In even the most sophisticated technology companies, the CIO has become the de facto translator of technology’s relevance for and application to the business. Even where a CIO does not report directly to the CEO, the strategic importance of the drive to digital transformation, accompanied by an acute sense of urgency, has empowered CIOs and secured them a seat at the table where the most significant strategic decisions are being made. Because of this, the CIO job itself no longer necessarily represents the pinnacle of a CIO’s career aspirations. For some of our CIOs, the job is an opportunity to acquire experience and demonstrate abilities that will allow them to compete for the top spot in their own organization or at some other company.

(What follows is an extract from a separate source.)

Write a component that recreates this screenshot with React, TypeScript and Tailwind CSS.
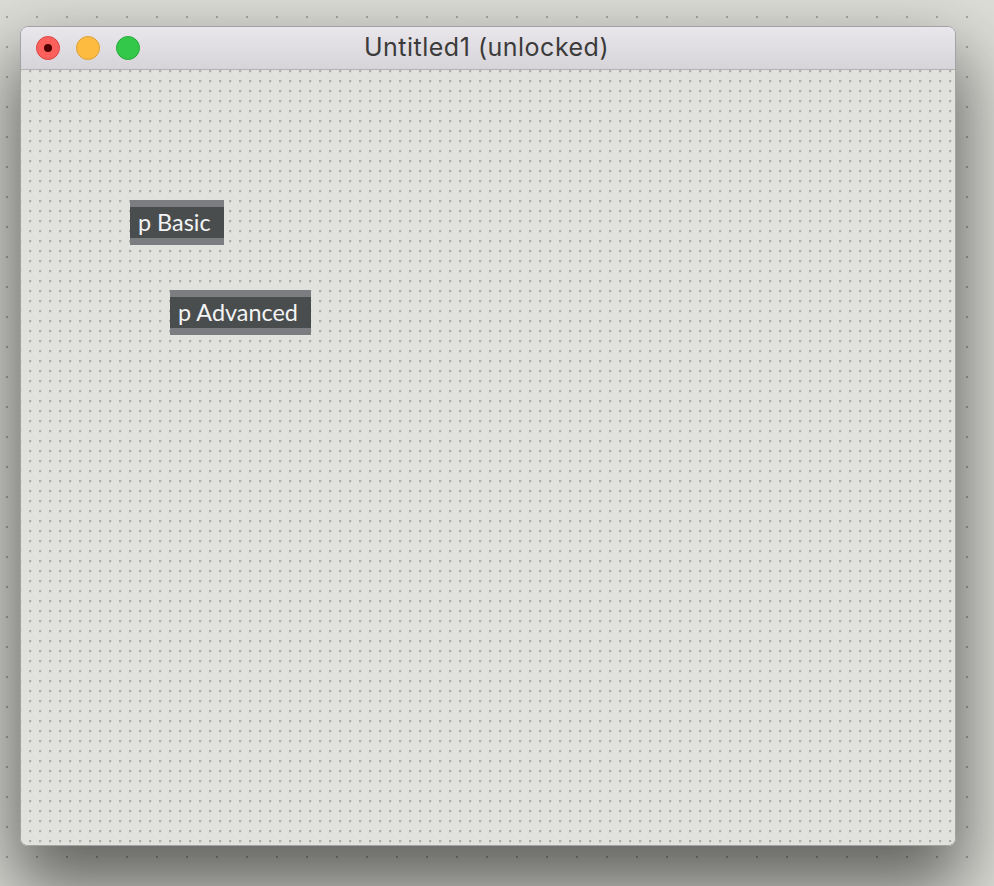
import React from "react";

function Box({ label, className }: { label: string; className: string }) {
  return (
    <div className={"absolute flex flex-col " + className}>
      <div className="h-[7px] bg-[#7c7d80]" />
      <div className="h-[31px] bg-[#4a4d4d] pl-[8px] pr-[13px] flex items-center text-[23.4px] leading-none font-normal text-[#f2f4f6] font-['Lato','Noto_Sans',sans-serif] whitespace-nowrap">
        {label}
      </div>
      <div className="h-[7px] bg-[#7c7d80]" />
    </div>
  );
}

export default function App() {
  return (
    <div className="w-[994px] h-[886px] overflow-hidden bg-[#dcddd7] bg-[radial-gradient(circle_at_1px_1px,#a6a7a2_1px,transparent_1.6px)] bg-[size:30px_30px] bg-[position:6px_16px] pt-[26px] pl-[20px]">
      <div className="w-[936px] h-[820px] rounded-[8px] overflow-hidden flex flex-col border border-[#a3a3a5] shadow-[0_36px_70px_8px_rgba(0,0,0,0.55)]">
        <div className="h-[43px] shrink-0 bg-[linear-gradient(#e9e7eb,#d6d4d8)] border-b border-[#b3b2b5] flex items-center relative">
          <div className="flex items-center gap-[16px] pl-[15px]">
            <div className="w-[24px] h-[24px] rounded-full bg-[#fc605c] border border-[#e0443f] flex items-center justify-center">
              <div className="w-[8px] h-[8px] rounded-full bg-[#4d0000]" />
            </div>
            <div className="w-[24px] h-[24px] rounded-full bg-[#fdbc40] border border-[#de9f34]" />
            <div className="w-[24px] h-[24px] rounded-full bg-[#34c84a] border border-[#27a83a]" />
          </div>
          <div className="absolute inset-0 flex items-center justify-center pr-[3px] text-[25px] tracking-[0.5px] text-[#3b3b3b] font-['Inter','Noto_Sans',sans-serif] pointer-events-none">
            Untitled1 (unlocked)
          </div>
        </div>
        <div className="relative flex-1 bg-[#e1e1dd] bg-[radial-gradient(circle_at_1px_1px,#b0b0ab_1.2px,transparent_1.7px)] bg-[size:10px_10px] bg-[position:8px_0px]">
          <Box label="p Basic" className="left-[109px] top-[130px]" />
          <Box label="p Advanced" className="left-[149px] top-[220px]" />
        </div>
      </div>
    </div>
  );
}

But the journey CIOs are taking toward leaving a legacy at their firm or taking the CEO role at their company or elsewhere isn’t an easy one. CIOs are torn between competing priorities, such as responding to disruptive forces and new business models while ensuring that their department meets its users’ day-to-day requirements, continues to innovate, and balances competing legacy and SaaS requirements. These executives also are challenged with balancing innovation, bimodal operations, and emerging business models on a budget. Further, they’re tasked with such imperatives as intensifying their use of analytics, transforming KPIs to align with new business models and expectations, and getting more ROI from technology, data, and their teams.
As CIOs move from simply the Owner of Information and Technology to also being a business leader, culture evangelist, marketing guru, and legacy builder, they can look to their peers’ successes and strategies for guidance. In doing so, they’ll find the insight and support they need to succeed.
The Salesforce Effect refers to how business customers are forcing technology companies to offer subscription-based pricing.
The Amazon Effect refers to the pressure that Amazon puts on traditional retailers by making money in ways other than retail margin.